Each one of my subjects take on a role of fictional residents of a parallel world, a world much like our own, frequently more beautiful, more interesting, and sometimes abit frightening. My artwork is exploratory; a pastiche of hidden cultural perceptions and glimpses into an alternate reality that dives deep into the hidden realm of one’s sensual mind.
Photography has become my most chosen medium and is best suited to convey my ideas more clearly, especially when my mind goes astray for words. The most successful images leave the viewer either unsure or unconcerned as to the message behind the works. I never intend to have my photographs be a technical tour-de-force. My craft is honed only to the degree necessary to convey a concept.
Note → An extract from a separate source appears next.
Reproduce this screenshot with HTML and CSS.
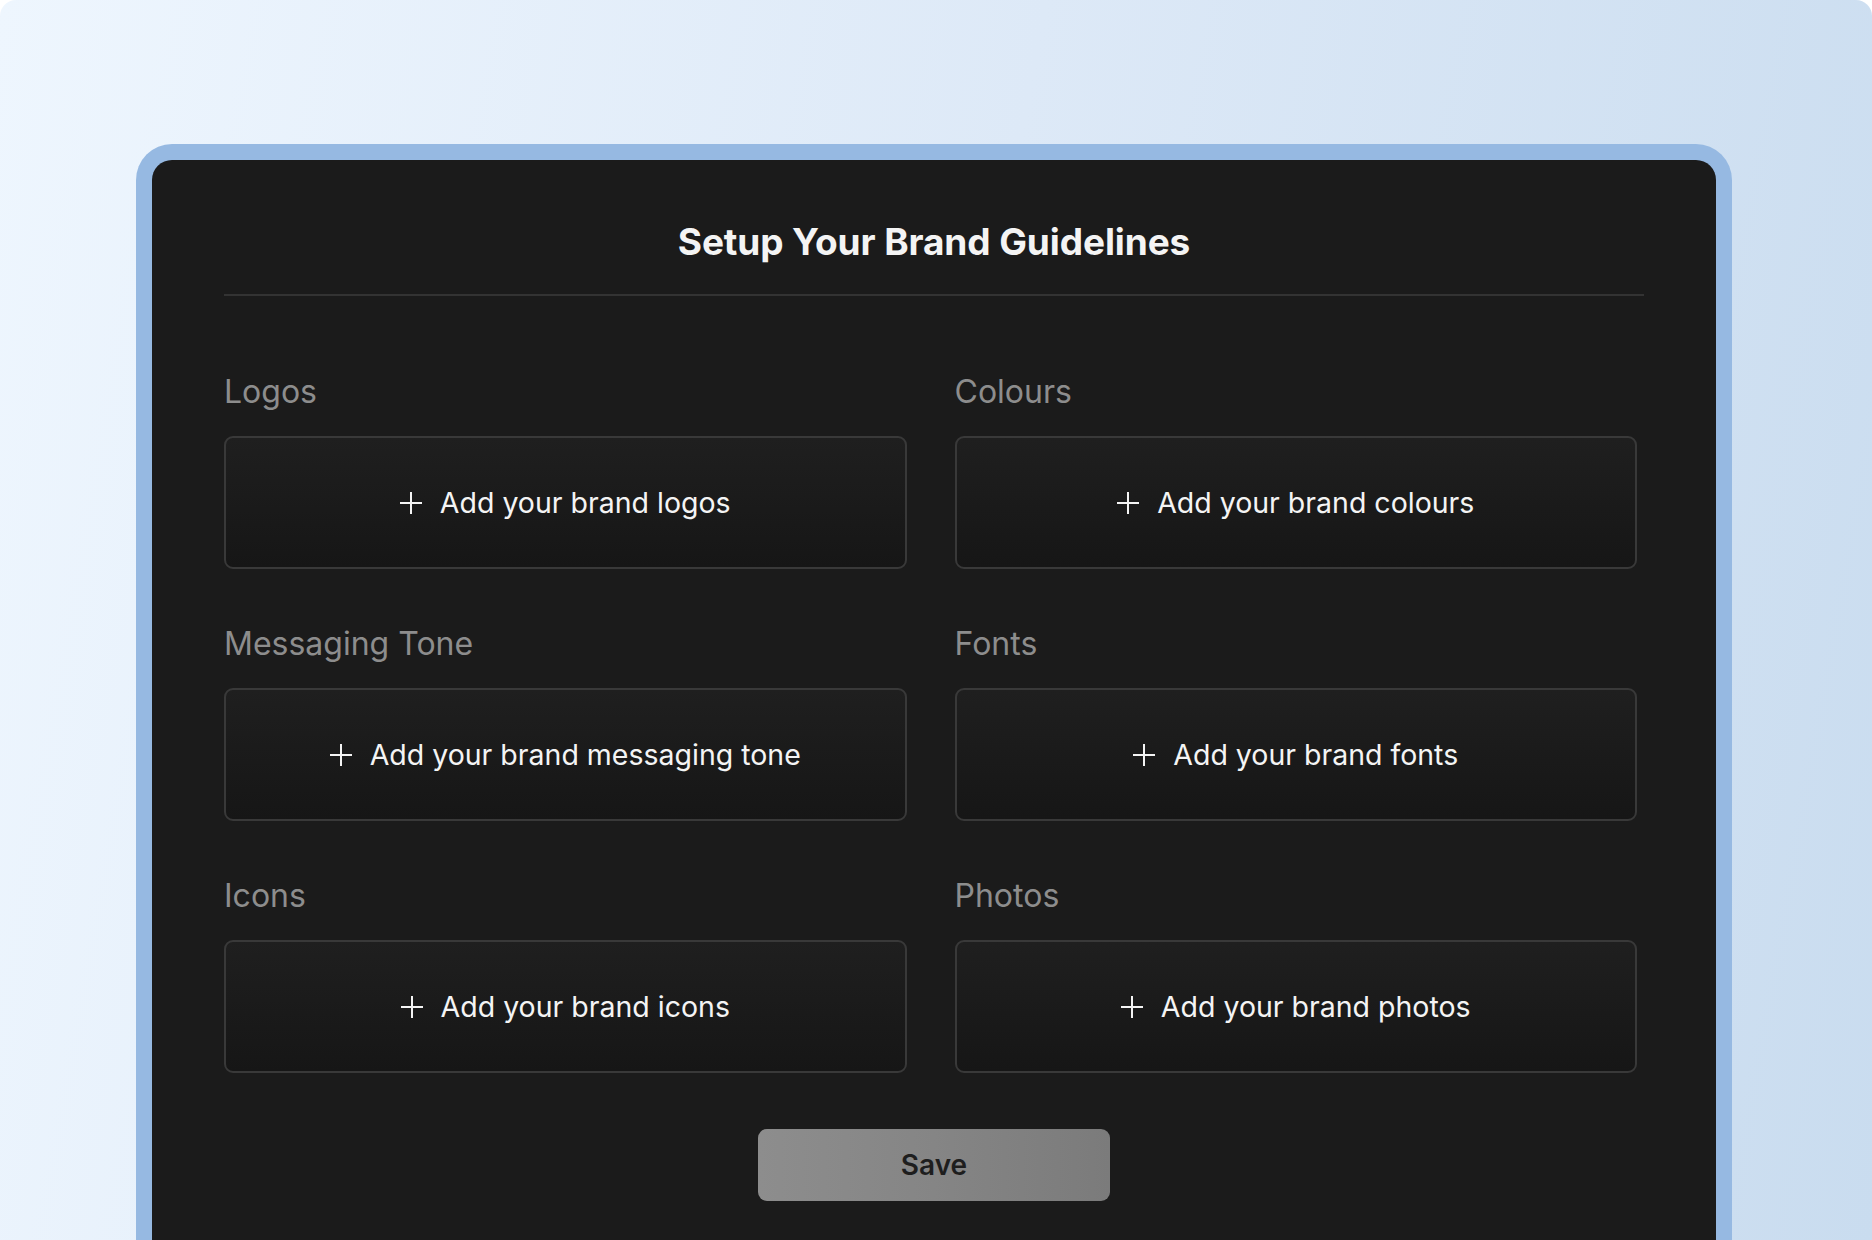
FILE: index.html
```html
<!DOCTYPE html>
<html lang="en">
<head>
<meta charset="utf-8">
<title>Setup Your Brand Guidelines</title>
<link rel="stylesheet" href="styles.css">
</head>
<body>
<div class="page">
  <div class="frame">
    <div class="panel">
      <h1 class="title">Setup Your Brand Guidelines</h1>
      <div class="divider"></div>
      <div class="grid">
        <section class="field">
          <div class="label">Logos</div>
          <button class="drop"><svg class="plus" viewBox="0 0 22 22"><path d="M11 0V22M0 11H22"/></svg><span>Add your brand logos</span></button>
        </section>
        <section class="field">
          <div class="label">Colours</div>
          <button class="drop"><svg class="plus" viewBox="0 0 22 22"><path d="M11 0V22M0 11H22"/></svg><span>Add your brand colours</span></button>
        </section>
        <section class="field">
          <div class="label">Messaging Tone</div>
          <button class="drop"><svg class="plus" viewBox="0 0 22 22"><path d="M11 0V22M0 11H22"/></svg><span>Add your brand messaging tone</span></button>
        </section>
        <section class="field">
          <div class="label">Fonts</div>
          <button class="drop"><svg class="plus" viewBox="0 0 22 22"><path d="M11 0V22M0 11H22"/></svg><span>Add your brand fonts</span></button>
        </section>
        <section class="field">
          <div class="label">Icons</div>
          <button class="drop"><svg class="plus" viewBox="0 0 22 22"><path d="M11 0V22M0 11H22"/></svg><span>Add your brand icons</span></button>
        </section>
        <section class="field">
          <div class="label">Photos</div>
          <button class="drop"><svg class="plus" viewBox="0 0 22 22"><path d="M11 0V22M0 11H22"/></svg><span>Add your brand photos</span></button>
        </section>
      </div>
      <div class="actions">
        <button class="save">Save</button>
      </div>
    </div>
  </div>
</div>
</body>
</html>
```

FILE: styles.css
```css
* { box-sizing: border-box; }
html, body { margin: 0; padding: 0; background: #ffffff; }
body { font-family: Inter, "Noto Sans", "Liberation Sans", sans-serif; }

.page {
  width: 1872px;
  height: 1240px;
  overflow: hidden;
  padding: 144px 0 0 136px;
  background: linear-gradient(100deg, #eef6fe 0%, #dde9f7 50%, #c9dcef 100%);
  border-radius: 16px 16px 0 0;
}

.frame {
  width: 1596px;
  height: 1096px;
  padding: 16px 16px 0 16px;
  background: #96b9e2;
  border-radius: 36px 36px 0 0;
}

.panel {
  height: 100%;
  background: #1b1b1b;
  border-radius: 20px 20px 0 0;
  padding: 58px 72px 0 72px;
}

.title {
  margin: 0;
  height: 48px;
  line-height: 48px;
  font-size: 37px;
  font-weight: 700;
  color: #f4f4f4;
  text-align: center;
  letter-spacing: -0.1px;
}

.divider {
  margin-top: 28px;
  height: 2px;
  background: #333333;
}

.grid {
  margin-top: 76px;
  margin-right: 7px;
  display: grid;
  grid-template-columns: 1fr 1fr;
  column-gap: 48px;
  row-gap: 55px;
}

.field {
  display: flex;
  flex-direction: column;
  gap: 24px;
}

.label {
  height: 40px;
  line-height: 40px;
  font-size: 32px;
  font-weight: 400;
  color: #8d8d8d;
}

.drop {
  height: 133px;
  width: 100%;
  display: flex;
  align-items: center;
  justify-content: center;
  gap: 18px;
  border: 2px solid #393939;
  border-radius: 9px;
  background: linear-gradient(180deg, #1f1f1f 0%, #161616 100%);
  color: #f4f4f4;
  font-family: inherit;
  font-size: 28.5px;
  font-weight: 400;
  cursor: pointer;
  padding: 0;
}

.plus {
  width: 22px;
  height: 22px;
  flex: none;
}
.plus path {
  stroke: #f4f4f4;
  stroke-width: 2;
  fill: none;
}

.actions {
  margin-top: 56px;
  display: flex;
  justify-content: center;
}

.save {
  width: 352px;
  height: 72px;
  border: none;
  border-radius: 9px;
  background: linear-gradient(90deg, #8d8d8d 0%, #858585 50%, #7b7b7b 100%);
  color: #1e1e1e;
  font-family: inherit;
  font-size: 28px;
  font-weight: 600;
  cursor: pointer;
}
```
I try not to focus on and follow rules, become predictable, or appeal to a mass audience.
In design, my images should appeal to a select group of viewers. The allure of mass recognition is seductive at best, but it is also creatively hazardous. I do not aim to simply distill a menu of classic poses, competent photographic practices, or even apply effects that are commonly admired by most. Such images are meant to be consumed, applauded without criticism, then quickly forgotten away. One of the most exciting things about any creative work is the discussion that surrounds it. For me, I strive to successfully engage the viewer emotionally or intellectually, whether that response is positive, negative, or inquisitive.
I appreciate your time, and come back for more stories and words of encouragement. I do this to inspire and uplift others. Sometimes, it takes one to make a difference in the lives of others. Hopefully, be back shortly to share more triumphs in helping others to excel.